#### BRIEF
Scan the listing below and copy every line holding "styles".
[Start of AVAILABLE DATA]
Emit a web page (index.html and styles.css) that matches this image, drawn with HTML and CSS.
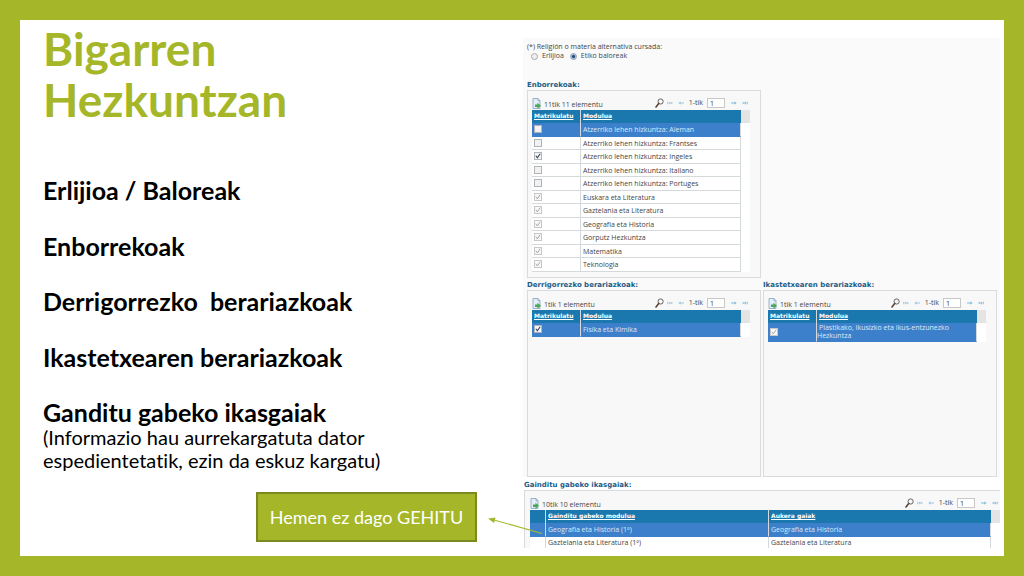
FILE: index.html
```
<!DOCTYPE html>
<html lang="eu">
<head>
    <meta charset="UTF-8">
    <meta name="viewport" content="width=device-width, initial-scale=1.0">
    <title>Bigarren Hezkuntzan</title>
    <link rel="stylesheet" href="styles.css">
</head>
<body>

<!-- shared icons -->
<svg class="sprite" aria-hidden="true">
    <symbol id="icon-export" viewBox="0 0 9 11">
        <path d="M1 .5h5l2 2.200v7.800H1z" fill="#e3eef8" stroke="#7da2c4" stroke-width=".8"/>
        <path d="M6 .5v2.300h2" fill="none" stroke="#7da2c4" stroke-width=".7"/>
        <path d="M3 6.500h2.500V4.800L9 7.700 5.500 10.700V9H3z" fill="#4fa556"/>
    </symbol>
    <symbol id="icon-search" viewBox="0 0 9 10">
        <circle cx="5.600" cy="3.500" r="2.600" fill="#f6f6f6" stroke="#555" stroke-width=".9"/>
        <path d="M3.700 5.500L1 9" stroke="#5b4636" stroke-width="1.600" stroke-linecap="round"/>
    </symbol>
    <symbol id="icon-first" viewBox="0 0 6 4">
        <path d="M.2.800h1v2.400h-1zM3.200.3v3.400L1.500 2zM3.500 1.200h2v1.600h-2z" fill="#a5cae0"/>
    </symbol>
    <symbol id="icon-prev" viewBox="0 0 6 4">
        <path d="M2.500.3v3.400L.3 2zM2.500 1.200h1.200v1.600H2.500zM4.200 1.200h1.500v1.600H4.200z" fill="#a5cae0"/>
    </symbol>
    <symbol id="icon-next" viewBox="0 0 6 4">
        <path d="M3.500.3v3.400L5.700 2zM2.300 1.200h1.200v1.600H2.300zM.3 1.200h1.500v1.600H.3z" fill="#8cc0dc"/>
    </symbol>
    <symbol id="icon-last" viewBox="0 0 6 4">
        <path d="M4.800.8h1v2.400h-1zM2.800.3v3.400L4.500 2zM.5 1.200h2v1.600h-2z" fill="#8cc0dc"/>
    </symbol>
</svg>

<main class="slide">
    <section class="summary">
        <h1>Bigarren Hezkuntzan</h1>
        <ul class="topics">
            <li>Erlijioa / Baloreak</li>
            <li>Enborrekoak</li>
            <li>Derrigorrezko&nbsp; berariazkoak</li>
            <li>Ikastetxearen berariazkoak</li>
            <li>Ganditu gabeko ikasgaiak</li>
        </ul>
        <p class="note">(Informazio hau aurrekargatuta dator espedientetatik, ezin da eskuz kargatu)</p>
        <div class="callout">
            Hemen ez dago GEHITU
            <svg class="arrow" viewBox="0 0 56 20" aria-hidden="true">
                <path d="M54 17.500L6 4" stroke="#a5b729" stroke-width="1.200"/>
                <path d="M0 2.500L7.500 1.500 6 7z" fill="#a5b729"/>
            </svg>
        </div>
    </section>

    <section class="app">
        <div class="app-top">
            <fieldset class="religion">
                <legend>(*) Religión o materia alternativa cursada:</legend>
                <label><input type="radio" name="religion">Erlijioa</label>
                <label><input type="radio" name="religion" checked>Etiko baloreak</label>
            </fieldset>

            <div class="panels">
                <div class="group">
                    <h2>Enborrekoak:</h2>
                    <div class="panel">
                        <div class="toolbar">
                            <svg class="export"><use href="#icon-export"/></svg>
                            <span class="count">11tik 11 elementu</span>
                            <svg class="search"><use href="#icon-search"/></svg>
                            <svg class="nav"><use href="#icon-first"/></svg>
                            <svg class="nav"><use href="#icon-prev"/></svg>
                            <label class="page">1-tik <input type="text" value="1"></label>
                            <svg class="nav"><use href="#icon-next"/></svg>
                            <svg class="nav"><use href="#icon-last"/></svg>
                        </div>
                        <div class="grid">
                            <table>
                                <thead>
                                    <tr><th class="check"><a href="#">Matrikulatu</a></th><th><a href="#">Modulua</a></th></tr>
                                </thead>
                                <tbody>
                                    <tr class="selected"><td><input type="checkbox" aria-label="Aleman"></td><td>Atzerriko lehen hizkuntza: Aleman</td></tr>
                                    <tr><td><input type="checkbox" aria-label="Frantses"></td><td>Atzerriko lehen hizkuntza: Frantses</td></tr>
                                    <tr><td><input type="checkbox" aria-label="Ingeles" checked></td><td>Atzerriko lehen hizkuntza: Ingeles</td></tr>
                                    <tr><td><input type="checkbox" aria-label="Italiano"></td><td>Atzerriko lehen hizkuntza: Italiano</td></tr>
                                    <tr><td><input type="checkbox" aria-label="Portuges"></td><td>Atzerriko lehen hizkuntza: Portuges</td></tr>
                                    <tr><td><input type="checkbox" aria-label="Euskara eta Literatura" checked disabled></td><td>Euskara eta Literatura</td></tr>
                                    <tr><td><input type="checkbox" aria-label="Gaztelania eta Literatura" checked disabled></td><td>Gaztelania eta Literatura</td></tr>
                                    <tr><td><input type="checkbox" aria-label="Geografia eta Historia" checked disabled></td><td>Geografia eta Historia</td></tr>
                                    <tr><td><input type="checkbox" aria-label="Gorputz Hezkuntza" checked disabled></td><td>Gorputz Hezkuntza</td></tr>
                                    <tr><td><input type="checkbox" aria-label="Matematika" checked disabled></td><td>Matematika</td></tr>
                                    <tr><td><input type="checkbox" aria-label="Teknologia" checked disabled></td><td>Teknologia</td></tr>
                                </tbody>
                            </table>
                        </div>
                    </div>
                </div>

                <div class="group second-row">
                    <h2>Derrigorrezko berariazkoak:</h2>
                    <div class="panel">
                        <div class="toolbar">
                            <svg class="export"><use href="#icon-export"/></svg>
                            <span class="count">1tik 1 elementu</span>
                            <svg class="search"><use href="#icon-search"/></svg>
                            <svg class="nav"><use href="#icon-first"/></svg>
                            <svg class="nav"><use href="#icon-prev"/></svg>
                            <label class="page">1-tik <input type="text" value="1"></label>
                            <svg class="nav"><use href="#icon-next"/></svg>
                            <svg class="nav"><use href="#icon-last"/></svg>
                        </div>
                        <div class="grid">
                            <table>
                                <thead>
                                    <tr><th class="check"><a href="#">Matrikulatu</a></th><th><a href="#">Modulua</a></th></tr>
                                </thead>
                                <tbody>
                                    <tr class="selected"><td><input type="checkbox" aria-label="Fisika eta Kimika" checked></td><td>Fisika eta Kimika</td></tr>
                                </tbody>
                            </table>
                        </div>
                    </div>
                </div>

                <div class="group second-row">
                    <h2>Ikastetxearen berariazkoak:</h2>
                    <div class="panel">
                        <div class="toolbar">
                            <svg class="export"><use href="#icon-export"/></svg>
                            <span class="count">1tik 1 elementu</span>
                            <svg class="search"><use href="#icon-search"/></svg>
                            <svg class="nav"><use href="#icon-first"/></svg>
                            <svg class="nav"><use href="#icon-prev"/></svg>
                            <label class="page">1-tik <input type="text" value="1"></label>
                            <svg class="nav"><use href="#icon-next"/></svg>
                            <svg class="nav"><use href="#icon-last"/></svg>
                        </div>
                        <div class="grid">
                            <table>
                                <thead>
                                    <tr><th class="check"><a href="#">Matrikulatu</a></th><th><a href="#">Modulua</a></th></tr>
                                </thead>
                                <tbody>
                                    <tr class="selected"><td><input type="checkbox" aria-label="Plastikako" checked disabled></td><td class="long">Plastikako, Ikusizko eta Ikus-entzunezko<br>Hezkuntza</td></tr>
                                </tbody>
                            </table>
                        </div>
                    </div>
                </div>
            </div>
        </div>

        <div class="group pending">
            <h2>Gainditu gabeko ikasgaiak:</h2>
            <div class="panel">
                <div class="toolbar">
                    <svg class="export"><use href="#icon-export"/></svg>
                    <span class="count">10tik 10 elementu</span>
                    <svg class="search"><use href="#icon-search"/></svg>
                    <svg class="nav"><use href="#icon-first"/></svg>
                    <svg class="nav"><use href="#icon-prev"/></svg>
                    <label class="page">1-tik <input type="text" value="1"></label>
                    <svg class="nav"><use href="#icon-next"/></svg>
                    <svg class="nav"><use href="#icon-last"/></svg>
                </div>
                <div class="grid">
                    <table>
                        <thead>
                            <tr><th class="mark"></th><th><a href="#">Gainditu gabeko modulua</a></th><th><a href="#">Aukera gaiak</a></th></tr>
                        </thead>
                        <tbody>
                            <tr class="selected"><td></td><td>Geografia eta Historia (1º)</td><td>Geografia eta Historia</td></tr>
                            <tr><td></td><td>Gaztelania eta Literatura (1º)</td><td>Gaztelania eta Literatura</td></tr>
                        </tbody>
                    </table>
                </div>
            </div>
        </div>
    </section>
</main>

</body>
</html>
```
FILE: styles.css
```
* {
    box-sizing: border-box;
}
body {
    margin: 0;
    background: #fff;
    color: #000;
    font-family: Lato, "Open Sans", sans-serif;
    font-variant-ligatures: none;
}
.sprite {
    display: none;
}
.slide {
    display: grid;
    grid-template-columns: 500fr 484fr;
    min-height: 100vh;
    border: 20px solid #a5b729;
}

/* left side */
.summary {
    padding: 3px 0 0 23px;
}
h1 {
    max-width: 300px;
    margin: 0 0 37px;
    color: #a5b729;
    font-size: 46px;
    line-height: 51px;
}
.topics {
    margin: 0;
    padding: 0;
    list-style: none;
    font-size: 25px;
    font-weight: bold;
    line-height: 28px;
}
.topics li {
    padding-top: 14px;
    padding-bottom: 13px;
}
.topics li:nth-child(odd) {
    padding-bottom: 14px;
}
.topics li:last-child {
    padding-bottom: 0;
}
.note {
    max-width: 370px;
    margin: 0;
    font-size: 20px;
    line-height: 23px;
}
.callout {
    position: relative;
    display: flex;
    align-items: center;
    justify-content: center;
    width: 221px;
    height: 50px;
    margin: 20px 0 0 213px;
    border: 2px solid #7b8a1f;
    background: #a5b729;
    color: #fff;
    font-size: 18px;
}
.arrow {
    position: absolute;
    top: 22px;
    left: 230px;
    width: 56px;
    height: 20px;
}

/* right side */
.app {
    padding: 18px 4px 8px 3px;
    color: #444;
    font-family: "Open Sans", sans-serif;
    font-size: 7px;
    line-height: 8px;
}
.app-top {
    padding: 5px 3px 0 4px;
    background: #fafafa;
}
.religion {
    margin: 0 0 19px;
    padding: 0;
    border: 0;
}
.religion legend {
    padding: 0;
}
.religion label {
    display: inline-flex;
    align-items: center;
    gap: 4px;
    height: 10px;
    margin-left: 4px;
}
input {
    margin: 0;
    font: inherit;
}
input[type="radio"] {
    width: 7px;
    height: 7px;
    appearance: none;
    border: 1px solid #aaa;
    border-radius: 50%;
    background: #eee;
}
input[type="radio"]:checked {
    border-color: #8d9eb0;
    background: radial-gradient(circle, #1c4f7c 30%, #dbe6ef 70%);
}
.panels {
    display: grid;
    grid-template-columns: 1fr 1fr;
    column-gap: 2px;
    row-gap: 3px;
}
.group:first-child {
    grid-row: 1;
}
.second-row {
    grid-row: 2;
}
h2 {
    margin: 0;
    color: #1d5c88;
    font-family: "DejaVu Sans", sans-serif;
    font-size: 7px;
    line-height: 9px;
}
.panel {
    padding: 6px 10px 5px 4px;
    border: 1px solid #d8dcdc;
    background: #f8f8f8;
}
.second-row .panel {
    height: 187px;
}
.toolbar {
    display: flex;
    align-items: center;
    height: 13px;
    padding-right: 2px;
}
.toolbar .export {
    width: 9px;
    height: 11px;
}
.toolbar .count {
    margin: 4px auto 0 3px;
}
.toolbar .search {
    width: 9px;
    height: 10px;
    margin-right: 3px;
}
.toolbar .nav {
    width: 6px;
    height: 4px;
    margin-right: 5px;
}
.toolbar .nav:last-child {
    margin-right: 0;
}
.page {
    display: flex;
    align-items: center;
    gap: 4px;
    margin-right: 6px;
}
.page input {
    width: 18px;
    height: 10px;
    padding: 0 2px;
    border: 1px solid #c8c8c8;
    background: #fff;
    color: #333;
}
.grid {
    padding-right: 9px;
    background: linear-gradient(#e4e4e4 13px, #fff 13px);
}
table {
    width: 100%;
    border-collapse: separate;
    border-spacing: 0;
    table-layout: fixed;
    background: #fff;
}
th {
    height: 13px;
    padding: 0 2px;
    background: #1a78ae;
    font-family: "DejaVu Sans", sans-serif;
    font-size: 6px;
    text-align: left;
}
th a {
    color: #fff;
}
th.check {
    width: 48px;
}
th.mark {
    width: 15px;
}
td {
    height: 13px;
    padding: 0 2px;
    border-bottom: 1px solid #d4d9dc;
}
tr:nth-child(odd) td {
    height: 14px;
}
th + th,
td + td {
    border-left: 1px solid #d4d9dc;
}
td + td {
    padding-top: 2px;
}
td:last-child {
    border-right: 1px solid #d4d9dc;
}
.selected td {
    border-bottom-color: #3c80cb;
    background: #3c80cb;
    color: #dce9f7;
}
td.long {
    padding: 1px 0;
    text-indent: 2px;
}
input[type="checkbox"] {
    display: block;
    width: 8px;
    height: 8px;
    appearance: none;
    border: 1px solid #b0b4b8;
    background: #f2f2f2;
}
input[type="checkbox"]:checked {
    background: #f4f6f8 url("data:image/svg+xml,%3Csvg xmlns='http://www.w3.org/2000/svg' viewBox='0 0 5 5'%3E%3Cpath d='M.7 2.300L2 4.100 4.300.6' fill='none' stroke='%23345' stroke-width='.9'/%3E%3C/svg%3E") center / 6px 6px no-repeat;
}
input[type="checkbox"]:checked:disabled {
    border-color: #c8c8c8;
    background: #f8f8f8 url("data:image/svg+xml,%3Csvg xmlns='http://www.w3.org/2000/svg' viewBox='0 0 5 5'%3E%3Cpath d='M.7 2.300L2 4.100 4.300.6' fill='none' stroke='%23999' stroke-width='.7'/%3E%3C/svg%3E") center / 6px 6px no-repeat;
}

/* list at the bottom runs to the edge of the slide */
.pending {
    padding: 4px 0 0 1px;
}
.pending .panel {
    padding: 6px 0 0 5px;
    border-right: 0;
    border-bottom: 0;
}
.pending tbody tr:last-child td {
    height: 11px;
    border-bottom: 0;
}
```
[End of AVAILABLE DATA]
#### RIGHT ANSWER
Emit a web page (index.html and styles.css) that matches this image, drawn with HTML and CSS.
    <link rel="stylesheet" href="styles.css">
FILE: styles.css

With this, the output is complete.